Marketing Wisdom: Why Imitating Your Competitors Kills Performance

July 28, 2020

My latest non-marketing obsession is behavioral finance. Behavioral finance is a multidisciplinary subject that focuses on how and why investors make investment decisions.

As my knowledge of behavioral finance has deepened, so has my belief that performance marketers can benefit from studying the big ideas of behavioral finance.

Herding is one of the big ideas from behavioral finance that explains a sub-optimal decision marketers tend to make.

Herd behavior is common among investors and marketers

Banerjee (1992) defines herding as “everyone doing what everyone else is doing, even when their private information suggests doing something quite different.”

The tendency to follow the crowd when making investment decisions guarantees one outcome: you will not achieve alpha (i.e., superior returns).

The premise is simple: You cannot perform better than the crowd by following the crowd.

The same is true in performance marketing. To beat your competition, you need to do things they do not do.

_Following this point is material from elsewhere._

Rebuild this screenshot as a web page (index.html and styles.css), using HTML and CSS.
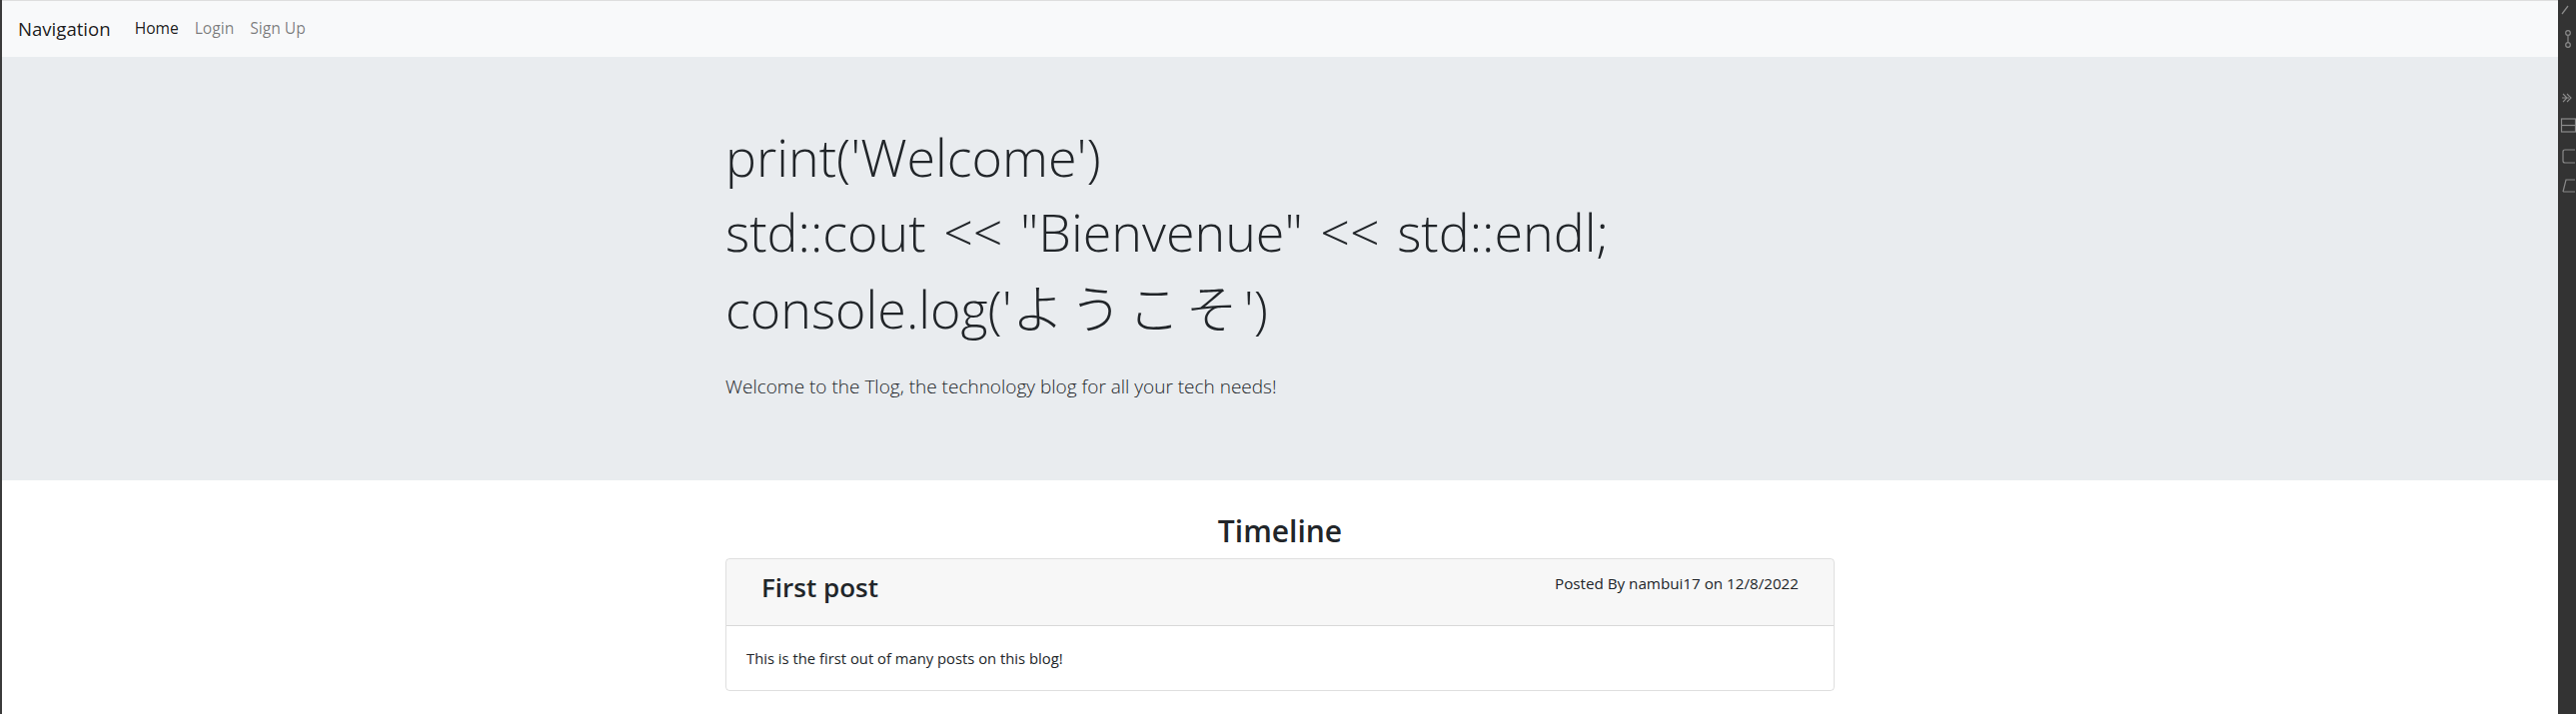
FILE: index.html
```html
<!DOCTYPE html>
<html lang="en">
<head>
<meta charset="utf-8">
<title>Tlog</title>
<link rel="stylesheet" href="styles.css">
</head>
<body>
<div class="frame">
  <div class="edge-left"></div>
  <div class="page">
    <nav class="navbar">
      <a class="brand" href="#">Navigation</a>
      <ul class="nav">
        <li><a class="nav-link active" href="#">Home</a></li>
        <li><a class="nav-link" href="#">Login</a></li>
        <li><a class="nav-link" href="#">Sign Up</a></li>
      </ul>
    </nav>
    <header class="jumbotron">
      <div class="container">
        <h1 class="display">print('Welcome')<br>std::cout &lt;&lt; "Bienvenue" &lt;&lt; std::endl;<br>console.log('<span class="jp">ようこそ</span>')</h1>
        <p class="lead">Welcome to the Tlog, the technology blog for all your tech needs!</p>
      </div>
    </header>
    <main class="container">
      <h2 class="timeline-title">Timeline</h2>
      <div class="card">
        <div class="card-header">
          <div class="row">
            <div class="col"><h3 class="post-title">First post</h3></div>
            <div class="col col-meta">Posted By nambui17 on 12/8/2022</div>
          </div>
        </div>
        <div class="card-body">
          <p class="post-text">This is the first out of many posts on this blog!</p>
        </div>
      </div>
    </main>
  </div>
  <aside class="edge-right">
    <svg class="tool" width="18" height="16" viewBox="0 0 18 16"><path d="M3 12 L9 4" stroke="#8a8a8a" stroke-width="1.3" fill="none"/></svg>
    <svg class="tool" width="18" height="22" viewBox="0 0 18 22"><circle cx="9" cy="5" r="2.3" stroke="#8a8a8a" stroke-width="1.2" fill="none"/><circle cx="9" cy="17" r="2.3" stroke="#8a8a8a" stroke-width="1.2" fill="none"/><path d="M9 7.5 V14.5" stroke="#8a8a8a" stroke-width="1.2"/></svg>
    <svg class="tool gap" width="18" height="16" viewBox="0 0 18 16"><path d="M4 4 L8 8 L4 12 M3 8 H10 M8 4 L12 8 L8 12" stroke="#8a8a8a" stroke-width="1.1" fill="none"/></svg>
    <svg class="tool" width="18" height="20" viewBox="0 0 18 20"><rect x="2.5" y="3" width="14" height="13" stroke="#8a8a8a" stroke-width="1.2" fill="none"/><path d="M2.5 9.5 H16" stroke="#8a8a8a" stroke-width="1.2"/></svg>
    <svg class="tool" width="18" height="20" viewBox="0 0 18 20"><path d="M6 4 Q4 4 4 6 V15 Q4 17 6 17 H16 M6 4 H16" stroke="#8a8a8a" stroke-width="1.2" fill="none"/></svg>
    <svg class="tool" width="18" height="20" viewBox="0 0 18 20"><path d="M4 16 L7 4 H16 M4 16 H16" stroke="#8a8a8a" stroke-width="1.2" fill="none"/></svg>
  </aside>
</div>
</body>
</html>
```
FILE: styles.css
```css
* { box-sizing: border-box; }
html, body { margin: 0; padding: 0; }
body {
  font-family: "Open Sans", "Noto Sans CJK JP", sans-serif;
  font-size: 16px;
  line-height: 1.5;
  color: #212529;
  background: #ffffff;
  height: 715px;
  overflow: hidden;
}
.frame {
  display: flex;
  height: 715px;
}
.edge-left {
  width: 2px;
  flex: 0 0 2px;
  background: #3b3b3b;
}
.edge-right {
  width: 18px;
  flex: 0 0 18px;
  background: #333333;
  display: flex;
  flex-direction: column;
  align-items: flex-start;
  padding-top: 2px;
  overflow: hidden;
}
.tool { display: block; margin-left: 1px; margin-bottom: 10px; }
.tool.gap { margin-top: 30px; }
.page {
  flex: 1 1 auto;
  min-width: 0;
  border-top: 1px solid #dedede;
}
.navbar {
  display: flex;
  align-items: center;
  height: 56px;
  padding: 8px 16px;
  background: #f8f9fa;
}
.brand {
  font-size: 18.6px;
  line-height: 30px;
  margin-right: 16px;
  color: rgba(0, 0, 0, 0.9);
  text-decoration: none;
}
.nav {
  display: flex;
  list-style: none;
  margin: 0;
  padding: 0;
}
.nav-link {
  display: block;
  padding: 8px 8px;
  font-size: 15.6px;
  color: rgba(0, 0, 0, 0.5);
  text-decoration: none;
}
.nav-link.active { color: rgba(0, 0, 0, 0.9); }
.jumbotron {
  background: #e9ecef;
  height: 424px;
  padding-top: 62px;
  margin-bottom: 32px;
}
.container {
  width: 1140px;
  margin: 0 auto;
  padding: 0 15px;
}
.display {
  margin: 0;
  font-size: 52px;
  font-weight: 300;
  line-height: 75px;
  word-spacing: 4px;
}
.jp { font-family: "Noto Sans CJK JP", sans-serif; font-weight: 300; letter-spacing: 6px; }
.lead {
  margin: 26px 0 0;
  font-size: 19px;
  font-weight: 300;
  line-height: 30px;
}
.timeline-title {
  margin: 0 0 8px;
  text-align: center;
  font-size: 30px;
  font-weight: 600;
  line-height: 38.4px;
}
.card {
  border: 1px solid rgba(0, 0, 0, 0.125);
  border-radius: 4px;
  overflow: hidden;
}
.card-header {
  background: rgba(0, 0, 0, 0.03);
  border-bottom: 1px solid rgba(0, 0, 0, 0.125);
  padding: 12px 20px;
}
.row {
  display: flex;
  justify-content: space-between;
  margin: 0;
}
.col { padding: 0 15px; }
.post-title {
  margin: 0 0 8px;
  font-size: 26px;
  font-weight: 600;
  line-height: 33.6px;
}
.col-meta {
  font-size: 15.2px;
  line-height: 24px;
}
.card-body { padding: 20px; }
.post-text {
  margin: 0;
  font-size: 14.8px;
  line-height: 24px;
}
```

Remember, your goal in investing isn’t to earn average returns; you want to do better than average. Thus, your thinking has to be better than that of others — both more powerful and at a higher level. Since other investors may be smart, well-informed and highly computerized, you must find an edge they don’t have. You must think of something they haven’t thought of, see things they miss or bring insight they don’t possess. You have to react differently and behave differently. In short, being right may be a necessary condition for investment success, but it won’t be sufficient. You must be more right than others… which by definition means your thinking has to be different. 

Howard Marks

When you follow the lead of your competitors—say, by developing ad creative that borrows from their ad creative—you are basing your decision-making on assumptions, not your own set of privately-held facts: 

  1. My competition has information I do not. (Fact) 
  2. The information my competition has is accurate / or derived from a proper analysis of their data. (Assumption)
  3. My competition’s marketing campaigns are cost effective. (Assumption)
  4. My competition’s definition of cost-effective is the same as mine. (Assumption)
  5. Their ad creative is the reason their marketing campaigns are cost-effective. (Assumption)
  6. By doing what they’re doing, my creative will also elicit a desired response from my target audience. I.e., my audience will respond the same way their audience responds. (Assumption)

Mimicking the herd invites regression to the mean.

Charlie Munger

This isn’t to say that every time you follow the crowd, bad things happen. If that was the case, then you shouldn’t advertise on Facebook or Google. Matter of fact, you shouldn’t even advertise, because everyone does that.

But for many marketing decisions you inevitably have to make, choosing to do what your competitors do ensures you will not do better than them.

We are in the business of beating our clients’ competitors. There is no one-way to do this, but imitating their competitors ensures we will not achieve our objective.